▸ **Goal**
Select every line containing the word "React" from the material, and copy those lines.

start Supplied information

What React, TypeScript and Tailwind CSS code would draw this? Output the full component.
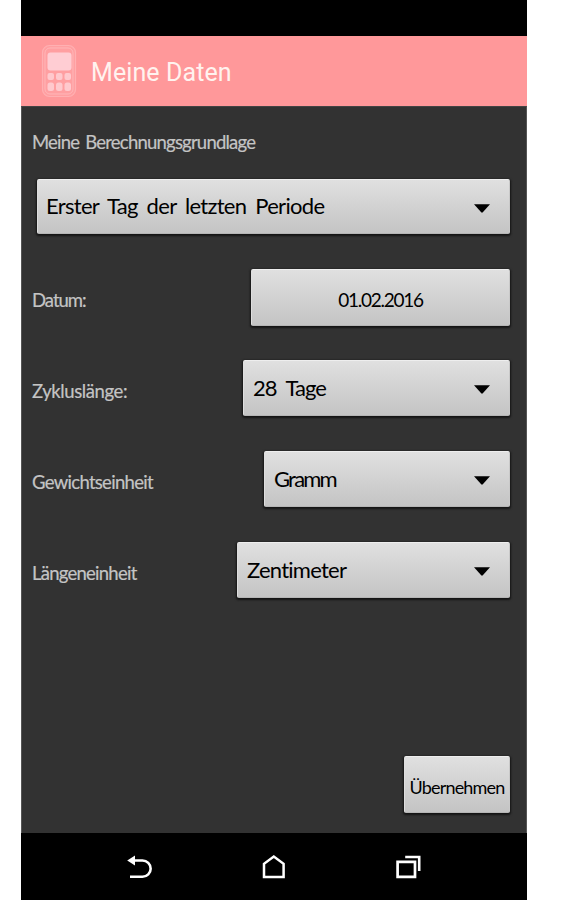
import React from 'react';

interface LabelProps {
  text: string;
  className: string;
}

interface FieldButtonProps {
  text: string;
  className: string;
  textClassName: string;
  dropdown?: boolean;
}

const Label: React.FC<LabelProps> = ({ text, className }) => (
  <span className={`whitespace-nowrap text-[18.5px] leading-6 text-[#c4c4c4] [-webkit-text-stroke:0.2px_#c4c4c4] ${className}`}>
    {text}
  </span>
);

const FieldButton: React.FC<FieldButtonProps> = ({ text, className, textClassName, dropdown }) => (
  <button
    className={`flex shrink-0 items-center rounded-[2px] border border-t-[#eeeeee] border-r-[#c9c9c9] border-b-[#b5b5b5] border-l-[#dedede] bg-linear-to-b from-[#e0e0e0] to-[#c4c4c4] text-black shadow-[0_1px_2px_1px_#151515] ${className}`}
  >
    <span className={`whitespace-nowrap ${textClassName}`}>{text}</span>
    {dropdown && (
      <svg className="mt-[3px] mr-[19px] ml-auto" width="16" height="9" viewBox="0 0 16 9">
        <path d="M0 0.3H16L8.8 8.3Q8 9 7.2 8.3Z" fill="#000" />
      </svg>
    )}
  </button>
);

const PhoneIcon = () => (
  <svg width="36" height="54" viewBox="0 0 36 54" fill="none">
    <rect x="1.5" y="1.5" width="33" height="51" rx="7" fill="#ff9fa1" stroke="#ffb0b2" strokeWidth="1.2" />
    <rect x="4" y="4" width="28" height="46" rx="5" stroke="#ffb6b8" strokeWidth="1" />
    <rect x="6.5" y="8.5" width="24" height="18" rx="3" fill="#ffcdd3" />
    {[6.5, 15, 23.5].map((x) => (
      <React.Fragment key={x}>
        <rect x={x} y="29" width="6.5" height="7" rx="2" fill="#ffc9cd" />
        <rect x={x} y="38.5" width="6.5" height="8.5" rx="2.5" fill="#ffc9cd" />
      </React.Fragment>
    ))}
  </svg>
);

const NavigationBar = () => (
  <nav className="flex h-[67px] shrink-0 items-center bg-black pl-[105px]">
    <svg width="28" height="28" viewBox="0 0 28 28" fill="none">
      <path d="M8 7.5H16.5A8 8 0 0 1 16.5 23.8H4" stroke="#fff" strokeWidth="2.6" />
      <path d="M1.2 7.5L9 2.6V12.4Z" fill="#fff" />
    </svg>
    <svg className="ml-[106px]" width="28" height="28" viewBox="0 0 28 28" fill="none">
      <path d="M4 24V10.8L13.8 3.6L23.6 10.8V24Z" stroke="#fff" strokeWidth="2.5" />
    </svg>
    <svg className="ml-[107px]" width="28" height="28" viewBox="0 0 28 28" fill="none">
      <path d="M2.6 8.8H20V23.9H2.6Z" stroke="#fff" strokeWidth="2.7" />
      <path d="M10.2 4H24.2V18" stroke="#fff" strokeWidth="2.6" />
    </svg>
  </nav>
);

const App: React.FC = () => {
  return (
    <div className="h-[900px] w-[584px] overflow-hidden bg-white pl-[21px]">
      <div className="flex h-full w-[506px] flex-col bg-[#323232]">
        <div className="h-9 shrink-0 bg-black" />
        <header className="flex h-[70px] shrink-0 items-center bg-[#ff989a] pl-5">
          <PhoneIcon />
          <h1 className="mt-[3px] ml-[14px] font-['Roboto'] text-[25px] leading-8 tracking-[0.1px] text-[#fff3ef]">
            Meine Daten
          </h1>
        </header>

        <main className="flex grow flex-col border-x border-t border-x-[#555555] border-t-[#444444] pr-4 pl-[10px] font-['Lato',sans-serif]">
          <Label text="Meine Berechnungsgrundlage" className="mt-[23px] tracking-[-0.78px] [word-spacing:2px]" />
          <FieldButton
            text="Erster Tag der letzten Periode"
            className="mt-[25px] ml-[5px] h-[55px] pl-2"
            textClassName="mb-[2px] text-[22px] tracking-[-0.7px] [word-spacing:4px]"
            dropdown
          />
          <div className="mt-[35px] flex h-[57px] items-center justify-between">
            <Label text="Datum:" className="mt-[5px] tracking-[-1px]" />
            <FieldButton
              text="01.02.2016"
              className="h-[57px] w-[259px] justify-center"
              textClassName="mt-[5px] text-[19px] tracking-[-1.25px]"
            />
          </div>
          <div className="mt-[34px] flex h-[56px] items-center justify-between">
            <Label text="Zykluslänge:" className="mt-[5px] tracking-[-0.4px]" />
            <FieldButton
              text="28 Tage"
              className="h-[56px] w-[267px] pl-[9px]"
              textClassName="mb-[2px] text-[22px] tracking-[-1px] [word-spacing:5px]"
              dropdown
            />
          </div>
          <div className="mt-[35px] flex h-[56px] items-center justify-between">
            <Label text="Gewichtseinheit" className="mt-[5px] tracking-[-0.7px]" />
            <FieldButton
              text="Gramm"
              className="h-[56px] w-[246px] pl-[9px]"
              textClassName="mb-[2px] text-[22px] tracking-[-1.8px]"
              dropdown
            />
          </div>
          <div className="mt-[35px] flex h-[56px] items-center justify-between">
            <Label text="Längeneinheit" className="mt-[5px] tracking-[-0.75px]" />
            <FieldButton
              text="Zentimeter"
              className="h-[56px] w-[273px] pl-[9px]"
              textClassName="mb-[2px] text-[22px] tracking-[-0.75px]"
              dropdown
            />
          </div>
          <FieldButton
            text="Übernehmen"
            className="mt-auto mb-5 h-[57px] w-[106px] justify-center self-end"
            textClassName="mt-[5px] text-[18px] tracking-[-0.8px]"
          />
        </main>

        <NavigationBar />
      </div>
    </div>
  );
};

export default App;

end Supplied information

▸ **Expected output**
What React, TypeScript and Tailwind CSS code would draw this? Output the full component.
import React from 'react';
const Label: React.FC<LabelProps> = ({ text, className }) => (
const FieldButton: React.FC<FieldButtonProps> = ({ text, className, textClassName, dropdown }) => (
      <React.Fragment key={x}>
      </React.Fragment>
const App: React.FC = () => {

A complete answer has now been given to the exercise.